Exercise directions → Look through the material below and count the lines with the string "components". Report only the count.

Data →

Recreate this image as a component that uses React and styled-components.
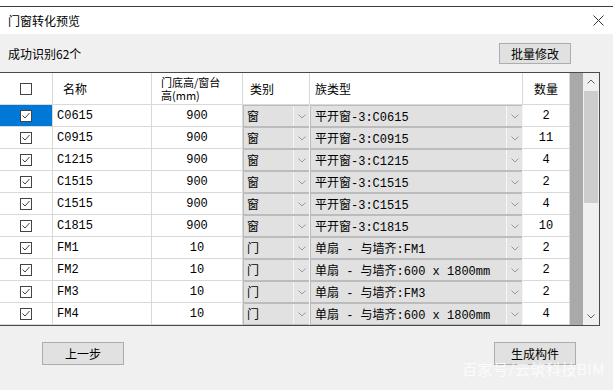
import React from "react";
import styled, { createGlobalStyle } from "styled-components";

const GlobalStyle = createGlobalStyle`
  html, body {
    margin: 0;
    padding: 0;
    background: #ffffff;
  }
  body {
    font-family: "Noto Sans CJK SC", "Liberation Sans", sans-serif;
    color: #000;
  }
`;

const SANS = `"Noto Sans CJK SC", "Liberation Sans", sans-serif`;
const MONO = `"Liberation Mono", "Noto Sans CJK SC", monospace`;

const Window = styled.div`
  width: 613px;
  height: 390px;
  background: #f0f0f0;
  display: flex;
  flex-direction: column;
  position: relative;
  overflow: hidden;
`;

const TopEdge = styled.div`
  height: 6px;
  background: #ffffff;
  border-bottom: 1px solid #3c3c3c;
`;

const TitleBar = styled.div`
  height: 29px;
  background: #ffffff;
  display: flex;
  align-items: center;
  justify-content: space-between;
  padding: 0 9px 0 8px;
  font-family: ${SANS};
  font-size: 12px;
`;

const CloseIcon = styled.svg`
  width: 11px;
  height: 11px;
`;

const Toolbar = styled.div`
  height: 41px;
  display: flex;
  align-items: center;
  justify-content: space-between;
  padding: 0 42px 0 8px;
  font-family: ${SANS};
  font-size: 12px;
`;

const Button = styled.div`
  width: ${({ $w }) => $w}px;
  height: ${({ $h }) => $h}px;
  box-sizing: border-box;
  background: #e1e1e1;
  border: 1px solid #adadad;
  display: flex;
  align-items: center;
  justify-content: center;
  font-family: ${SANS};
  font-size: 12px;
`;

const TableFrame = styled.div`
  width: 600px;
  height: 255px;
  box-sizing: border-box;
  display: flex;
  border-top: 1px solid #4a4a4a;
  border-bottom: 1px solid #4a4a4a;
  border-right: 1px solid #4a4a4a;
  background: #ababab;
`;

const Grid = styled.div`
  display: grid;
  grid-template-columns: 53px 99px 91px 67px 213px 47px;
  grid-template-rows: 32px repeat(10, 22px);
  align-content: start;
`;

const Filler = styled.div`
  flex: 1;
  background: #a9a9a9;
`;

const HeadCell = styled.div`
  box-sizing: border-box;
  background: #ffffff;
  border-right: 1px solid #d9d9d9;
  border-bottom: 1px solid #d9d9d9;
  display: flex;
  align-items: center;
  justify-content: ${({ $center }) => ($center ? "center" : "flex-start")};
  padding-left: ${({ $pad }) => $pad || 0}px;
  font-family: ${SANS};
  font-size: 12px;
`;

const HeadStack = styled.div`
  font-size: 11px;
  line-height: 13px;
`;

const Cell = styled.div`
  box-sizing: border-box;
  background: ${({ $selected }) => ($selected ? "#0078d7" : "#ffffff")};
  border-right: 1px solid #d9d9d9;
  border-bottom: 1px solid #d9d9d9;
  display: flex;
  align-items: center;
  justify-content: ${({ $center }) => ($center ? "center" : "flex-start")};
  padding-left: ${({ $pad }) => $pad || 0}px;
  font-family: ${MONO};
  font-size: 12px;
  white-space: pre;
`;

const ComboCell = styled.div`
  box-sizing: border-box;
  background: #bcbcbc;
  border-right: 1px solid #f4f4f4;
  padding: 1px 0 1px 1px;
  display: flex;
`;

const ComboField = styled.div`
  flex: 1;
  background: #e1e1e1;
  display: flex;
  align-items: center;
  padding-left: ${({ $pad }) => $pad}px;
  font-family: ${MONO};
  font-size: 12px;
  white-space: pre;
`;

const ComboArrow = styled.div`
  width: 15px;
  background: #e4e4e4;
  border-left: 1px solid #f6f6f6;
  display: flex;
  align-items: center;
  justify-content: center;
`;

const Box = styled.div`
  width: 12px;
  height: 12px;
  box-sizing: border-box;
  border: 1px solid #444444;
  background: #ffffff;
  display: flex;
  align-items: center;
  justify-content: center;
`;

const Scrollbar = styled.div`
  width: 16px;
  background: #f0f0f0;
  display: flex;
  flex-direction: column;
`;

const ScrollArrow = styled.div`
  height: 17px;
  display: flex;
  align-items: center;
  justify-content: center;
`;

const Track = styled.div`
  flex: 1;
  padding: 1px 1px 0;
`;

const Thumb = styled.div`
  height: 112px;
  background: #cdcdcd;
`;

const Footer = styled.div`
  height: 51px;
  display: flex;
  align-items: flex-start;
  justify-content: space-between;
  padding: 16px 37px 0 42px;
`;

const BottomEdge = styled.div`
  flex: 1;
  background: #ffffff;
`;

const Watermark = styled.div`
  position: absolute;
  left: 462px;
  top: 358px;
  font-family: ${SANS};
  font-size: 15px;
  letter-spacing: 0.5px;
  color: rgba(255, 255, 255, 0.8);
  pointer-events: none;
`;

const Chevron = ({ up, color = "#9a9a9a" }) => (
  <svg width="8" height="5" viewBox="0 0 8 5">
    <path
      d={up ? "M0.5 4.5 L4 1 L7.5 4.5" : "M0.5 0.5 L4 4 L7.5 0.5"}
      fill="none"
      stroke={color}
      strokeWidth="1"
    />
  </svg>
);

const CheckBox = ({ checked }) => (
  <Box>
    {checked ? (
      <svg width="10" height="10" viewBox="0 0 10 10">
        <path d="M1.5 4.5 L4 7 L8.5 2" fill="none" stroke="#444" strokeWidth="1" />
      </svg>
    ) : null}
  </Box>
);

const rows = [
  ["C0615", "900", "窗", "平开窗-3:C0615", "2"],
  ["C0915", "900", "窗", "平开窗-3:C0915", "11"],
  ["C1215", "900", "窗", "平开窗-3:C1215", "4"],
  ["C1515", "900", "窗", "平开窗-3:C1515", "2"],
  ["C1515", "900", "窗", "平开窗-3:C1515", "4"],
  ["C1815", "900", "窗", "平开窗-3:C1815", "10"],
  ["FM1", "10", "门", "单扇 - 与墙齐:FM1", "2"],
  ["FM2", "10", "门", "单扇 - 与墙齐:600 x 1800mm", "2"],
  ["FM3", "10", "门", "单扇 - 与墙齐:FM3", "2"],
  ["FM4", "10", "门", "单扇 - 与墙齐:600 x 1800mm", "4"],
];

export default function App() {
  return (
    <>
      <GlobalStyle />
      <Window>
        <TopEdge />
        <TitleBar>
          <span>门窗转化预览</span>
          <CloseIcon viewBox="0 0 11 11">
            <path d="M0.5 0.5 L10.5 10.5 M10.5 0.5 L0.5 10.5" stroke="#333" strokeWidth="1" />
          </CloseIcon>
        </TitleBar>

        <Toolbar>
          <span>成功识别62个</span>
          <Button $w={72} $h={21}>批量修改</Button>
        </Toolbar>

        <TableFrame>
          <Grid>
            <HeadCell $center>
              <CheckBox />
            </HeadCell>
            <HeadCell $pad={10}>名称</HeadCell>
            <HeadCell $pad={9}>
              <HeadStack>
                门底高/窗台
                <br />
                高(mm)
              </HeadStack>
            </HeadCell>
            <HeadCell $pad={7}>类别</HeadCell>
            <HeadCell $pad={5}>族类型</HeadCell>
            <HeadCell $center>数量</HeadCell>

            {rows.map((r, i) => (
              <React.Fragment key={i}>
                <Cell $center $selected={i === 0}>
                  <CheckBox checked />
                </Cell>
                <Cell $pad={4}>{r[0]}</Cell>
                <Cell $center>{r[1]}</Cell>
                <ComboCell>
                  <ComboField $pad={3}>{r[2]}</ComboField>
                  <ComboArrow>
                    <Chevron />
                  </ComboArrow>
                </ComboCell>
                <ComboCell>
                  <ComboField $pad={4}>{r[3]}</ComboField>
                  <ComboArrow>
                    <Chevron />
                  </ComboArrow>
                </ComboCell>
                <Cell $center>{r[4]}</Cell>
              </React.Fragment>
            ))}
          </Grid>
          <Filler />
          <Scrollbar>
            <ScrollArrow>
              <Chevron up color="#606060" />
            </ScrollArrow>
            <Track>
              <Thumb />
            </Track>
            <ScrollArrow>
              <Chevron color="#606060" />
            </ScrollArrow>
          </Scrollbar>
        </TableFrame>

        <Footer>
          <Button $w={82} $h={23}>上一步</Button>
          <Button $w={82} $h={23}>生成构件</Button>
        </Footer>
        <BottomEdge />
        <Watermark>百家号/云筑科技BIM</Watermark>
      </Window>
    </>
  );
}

Task response → 2